§ **Aim**
Exclude the pictures and return every line exactly as written.

§ **Source material**
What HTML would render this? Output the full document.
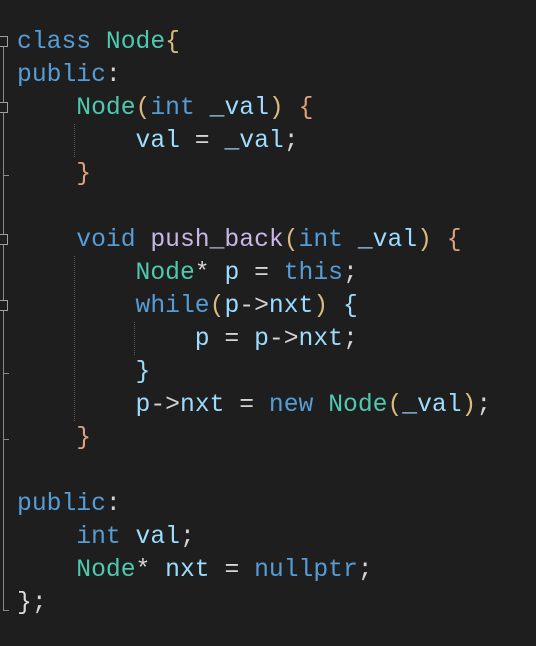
<!DOCTYPE html>
<html><head><meta charset="utf-8"><style>
html,body{margin:0;padding:0;background:#1e1e1e;width:536px;height:646px;overflow:hidden}
pre{position:absolute;left:17px;top:26px;margin:0;font-family:"Liberation Mono",monospace;font-size:24.7px;line-height:33px;color:#d4d4d4;white-space:pre}
.k{color:#569cd6}.t{color:#4ec9b0}.v{color:#9cdcfe}.f{color:#c8b6e8}.g{color:#d7ba7d}.o{color:#e0a07a}.b{color:#9cdcfe}.w{color:#dcdcdc}
.fold{position:absolute;left:0;width:8px;height:11px;border:1px solid #a0a0a0;border-left:none;box-sizing:border-box;background:#1e1e1e}
.vl{position:absolute;left:3px;width:1px;background:#8a8a8a}
.tk{position:absolute;left:3px;width:6px;height:1px;background:#8a8a8a}
.ig{position:absolute;width:0;border-left:1px dotted #5a5a5a}
</style></head><body>
<div class="vl" style="top:38px;height:573px"></div>
<div class="fold" style="top:36px"></div>
<div class="fold" style="top:102px"></div>
<div class="fold" style="top:234px"></div>
<div class="fold" style="top:300px"></div>
<div class="tk" style="top:175px"></div>
<div class="tk" style="top:373px"></div>
<div class="tk" style="top:439px"></div>
<div class="tk" style="top:610px"></div>
<div class="ig" style="left:74px;top:124px;height:33px"></div>
<div class="ig" style="left:74px;top:256px;height:165px"></div>
<div class="ig" style="left:134px;top:322px;height:33px"></div>
<pre><span class="k">class</span> <span class="t">Node</span><span class="g">{</span>
<span class="k">public</span>:
    <span class="t">Node</span><span class="g">(</span><span class="k">int</span> <span class="v">_val</span><span class="g">)</span> <span class="o">{</span>
        <span class="v">val</span> = <span class="v">_val</span>;
    <span class="o">}</span>

    <span class="k">void</span> <span class="f">push_back</span><span class="g">(</span><span class="k">int</span> <span class="v">_val</span><span class="g">)</span> <span class="o">{</span>
        <span class="t">Node</span>* <span class="v">p</span> = <span class="k">this</span>;
        <span class="k">while</span><span class="g">(</span><span class="v">p</span>-&gt;<span class="v">nxt</span><span class="g">)</span> <span class="b">{</span>
            <span class="v">p</span> = <span class="v">p</span>-&gt;<span class="v">nxt</span>;
        <span class="b">}</span>
        <span class="v">p</span>-&gt;<span class="v">nxt</span> = <span class="k">new</span> <span class="t">Node</span><span class="g">(</span><span class="v">_val</span><span class="g">)</span>;
    <span class="o">}</span>

<span class="k">public</span>:
    <span class="k">int</span> <span class="v">val</span>;
    <span class="t">Node</span>* <span class="v">nxt</span> = <span class="k">nullptr</span>;
<span class="w">}</span>;</pre>
</body></html>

§ **The result**
What HTML would render this? Output the full document.
<!DOCTYPE html>
<html><head><meta charset="utf-8"><style>
html,body{margin:0;padding:0;background:#1e1e1e;width:536px;height:646px;overflow:hidden}
pre{position:absolute;left:17px;top:26px;margin:0;font-family:"Liberation Mono",monospace;font-size:24.7px;line-height:33px;color:#d4d4d4;white-space:pre}
.k{color:#569cd6}.t{color:#4ec9b0}.v{color:#9cdcfe}.f{color:#c8b6e8}.g{color:#d7ba7d}.o{color:#e0a07a}.b{color:#9cdcfe}.w{color:#dcdcdc}
.fold{position:absolute;left:0;width:8px;height:11px;border:1px solid #a0a0a0;border-left:none;box-sizing:border-box;background:#1e1e1e}
.vl{position:absolute;left:3px;width:1px;background:#8a8a8a}
.tk{position:absolute;left:3px;width:6px;height:1px;background:#8a8a8a}
.ig{position:absolute;width:0;border-left:1px dotted #5a5a5a}
</style></head><body>
<div class="vl" style="top:38px;height:573px"></div>
<div class="fold" style="top:36px"></div>
<div class="fold" style="top:102px"></div>
<div class="fold" style="top:234px"></div>
<div class="fold" style="top:300px"></div>
<div class="tk" style="top:175px"></div>
<div class="tk" style="top:373px"></div>
<div class="tk" style="top:439px"></div>
<div class="tk" style="top:610px"></div>
<div class="ig" style="left:74px;top:124px;height:33px"></div>
<div class="ig" style="left:74px;top:256px;height:165px"></div>
<div class="ig" style="left:134px;top:322px;height:33px"></div>
<pre><span class="k">class</span> <span class="t">Node</span><span class="g">{</span>
<span class="k">public</span>:
    <span class="t">Node</span><span class="g">(</span><span class="k">int</span> <span class="v">_val</span><span class="g">)</span> <span class="o">{</span>
        <span class="v">val</span> = <span class="v">_val</span>;
    <span class="o">}</span>

    <span class="k">void</span> <span class="f">push_back</span><span class="g">(</span><span class="k">int</span> <span class="v">_val</span><span class="g">)</span> <span class="o">{</span>
        <span class="t">Node</span>* <span class="v">p</span> = <span class="k">this</span>;
        <span class="k">while</span><span class="g">(</span><span class="v">p</span>-&gt;<span class="v">nxt</span><span class="g">)</span> <span class="b">{</span>
            <span class="v">p</span> = <span class="v">p</span>-&gt;<span class="v">nxt</span>;
        <span class="b">}</span>
        <span class="v">p</span>-&gt;<span class="v">nxt</span> = <span class="k">new</span> <span class="t">Node</span><span class="g">(</span><span class="v">_val</span><span class="g">)</span>;
    <span class="o">}</span>

<span class="k">public</span>:
    <span class="k">int</span> <span class="v">val</span>;
    <span class="t">Node</span>* <span class="v">nxt</span> = <span class="k">nullptr</span>;
<span class="w">}</span>;</pre>
</body></html>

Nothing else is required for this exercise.